While a lot of brokers could easily consider 2018 one of their most difficult years, what with the surge of market and lending challenges it brought upon the industry, Announcer Mortgages broker Tristan Cleggett views the period with fondness.
“That was by far my biggest year in terms of volume, and saw me look at equipment finance, car loans and commercial finance,” 2019 MPA Young Guns finalist Cleggett told MPA, sister publication of NZ Adviser. “In a tough market, I achieved great settlement results for my clients. Coming into the industry at that time has actually been an advantage, as credit policy and supporting documents have been the norm for me.”
In the last twelve months, Cleggett and other brokers at Announcer promoted mortgages that are independent of financial advisers. Their volumes increased as a result, and their target market widened.
Although Cleggett was open to serve a wide variety of clients when he started out in the industry, he gave more attention on providing solutions to first home buyers who had been declined or had credit issues. When credit became tighter and loans got harder to obtain, his referral sources started to expand his customer focus.
“Assisting a wide variety of clients with different needs demonstrates versatility,” Cleggett said. He, however, added that he treats every application the same, whether it’s a $2,000,000 purchase or a $25,000 top up, to provide customers equal levels of service and satisfaction.
A large part of Cleggett’s job, apart from writing loans, revolves around retention. He uses Salestrekker to manage deals from lead ups until settlement, providing clear insights on conversation rates and total number of served clients, including those who didn’t proceed to apply.
Great customer service means always fighting for the client, according to Cleggett. “Being a broker can often feel like being the meat in the customer-and-bank sandwich, which can be quite difficult,” he said. “Brokers are working for the client, so when dealing with a bank, the client’s interests should always be at heart.”

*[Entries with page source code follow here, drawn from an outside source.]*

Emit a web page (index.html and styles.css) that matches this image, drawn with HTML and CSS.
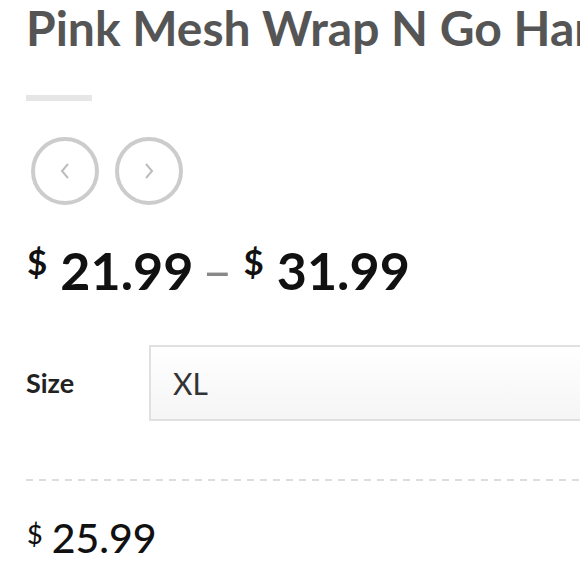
FILE: index.html
```html
<!DOCTYPE html>
<html lang="en">
<head>
<meta charset="utf-8">
<title>Pink Mesh Wrap N Go Harness</title>
<link rel="stylesheet" href="styles.css">
</head>
<body>
<main class="product">
  <h1 class="title">Pink Mesh Wrap N Go Harness</h1>
  <div class="title-bar"></div>
  <div class="nav">
    <button class="nav-btn" aria-label="Previous">
      <svg width="14" height="18" viewBox="0 0 14 18"><path d="M10 2 L4 9 L10 16" fill="none" stroke="#bdbdbd" stroke-width="2"/></svg>
    </button>
    <button class="nav-btn" aria-label="Next">
      <svg width="14" height="18" viewBox="0 0 14 18"><path d="M4 2 L10 9 L4 16" fill="none" stroke="#bdbdbd" stroke-width="2"/></svg>
    </button>
  </div>
  <div class="price-range">
    <span class="cur">$</span><span class="amt">21.99</span><span class="dash">–</span><span class="cur">$</span><span class="amt">31.99</span>
  </div>
  <div class="option-row">
    <span class="option-label">Size</span>
    <div class="option-select">XL</div>
  </div>
  <div class="divider"></div>
  <div class="price-single">
    <span class="cur-sm">$</span><span class="amt-sm">25.99</span>
  </div>
</main>
</body>
</html>
```
FILE: styles.css
```css
html, body {
  margin: 0;
  padding: 0;
  background: #ffffff;
  overflow: hidden;
}
body {
  width: 580px;
  height: 580px;
  font-family: Lato, "Open Sans", sans-serif;
}
.product {
  padding-left: 26px;
}
.title {
  margin: -1px 0 0 0;
  font-size: 48px;
  line-height: 1.2;
  font-weight: 700;
  color: #555555;
  white-space: nowrap;
  overflow: hidden;
}
.title-bar {
  width: 66px;
  height: 6px;
  background: #e6e6e6;
  margin-top: 38px;
}
.nav {
  display: flex;
  gap: 16px;
  margin-top: 36px;
  margin-left: 5px;
}
.nav-btn {
  width: 68px;
  height: 68px;
  border-radius: 50%;
  border: 4px solid #cccccc;
  background: #ffffff;
  padding: 0;
  display: flex;
  align-items: center;
  justify-content: center;
  box-sizing: border-box;
}
.price-range {
  margin-top: 26px;
  height: 60px;
  line-height: 60px;
  font-size: 52px;
  font-weight: 700;
  color: #111111;
  white-space: nowrap;
}
.cur {
  font-size: 35px;
  font-weight: 700;
  vertical-align: 15px;
  margin-left: 1px;
  margin-right: 13px;
}
.dash {
  font-weight: 400;
  color: #888888;
  margin: 0 10px 0 9px;
}
.option-row {
  display: flex;
  align-items: center;
  margin-top: 54px;
}
.option-label {
  flex: none;
  width: 123px;
  font-size: 27px;
  font-weight: 700;
  color: #222222;
}
.option-select {
  flex: none;
  width: 600px;
  height: 76px;
  box-sizing: border-box;
  border: 2px solid #e0e0e0;
  background: linear-gradient(#ffffff, #f5f5f5);
  padding-left: 22px;
  display: flex;
  align-items: center;
  font-size: 30px;
  color: #333333;
}
.divider {
  margin-top: 58px;
  height: 2px;
  background: repeating-linear-gradient(90deg, #dddddd 0 7px, transparent 7px 13px);
}
.price-single {
  margin-top: 28px;
  line-height: 50px;
  font-size: 41px;
  font-weight: 500;
  color: #111111;
  white-space: nowrap;
}
.cur-sm {
  font-size: 27px;
  vertical-align: 9px;
  margin-left: 1px;
  margin-right: 9px;
}
```
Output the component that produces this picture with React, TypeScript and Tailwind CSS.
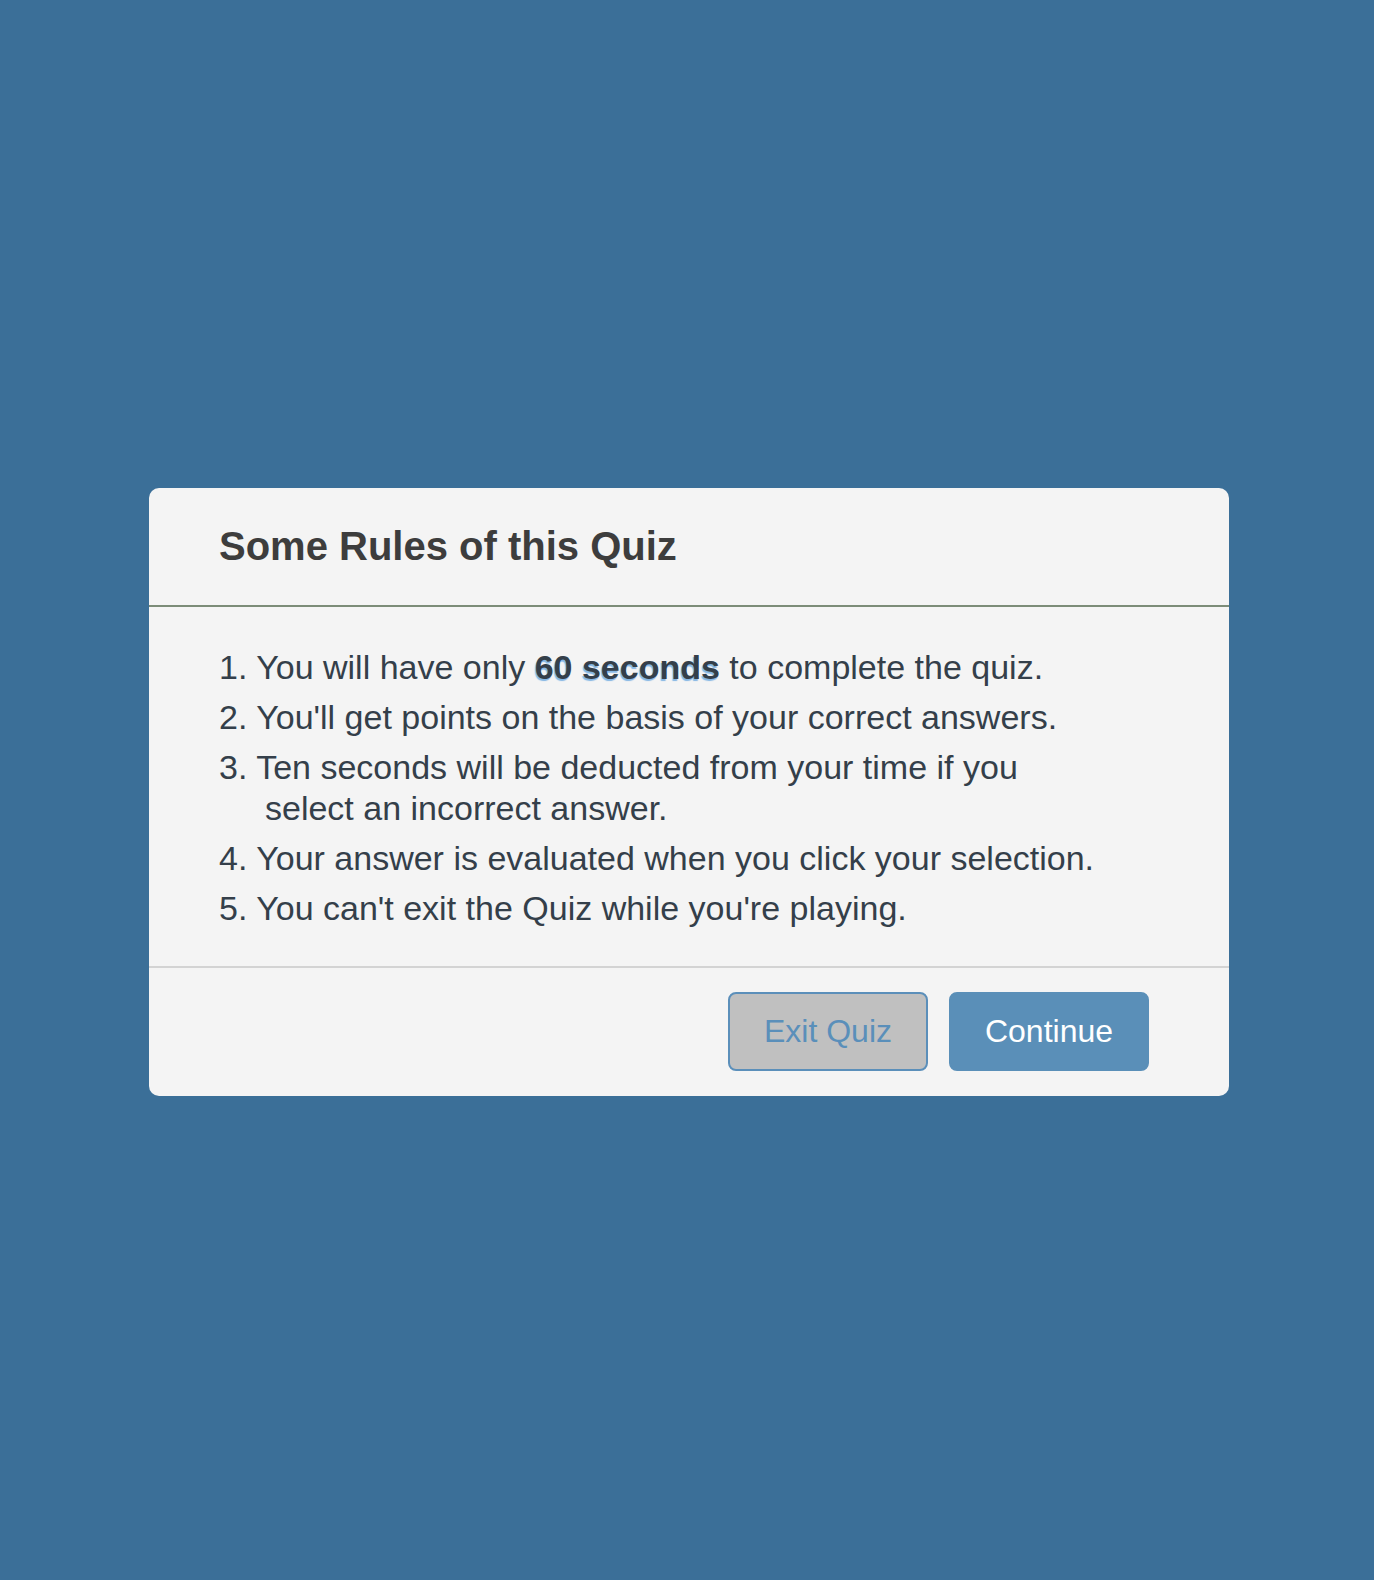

When confronted with customers with difficult credit histories, Cleggett still endeavours to provide them with an alternative, which can sometimes be a lower loan amount. He regularly communicates with clients in the weeks and months following settlement to ensure they’re happy with the product and everything is running smoothly.
That’s why for him, the assumption that brokers don’t produce anything for their trail commission was “a bit harsh” because he knows the remuneration works. It plays a big part in their day to day job.
“Requesting pricing for clients without them approaching us shows them we care, and we are looking for a long relationship,” Cleggett said.
“If the industry moves to a larger upfront fee in two years, brokers will have more incentive to refinance clients. It’s something I don’t think was taken into account.”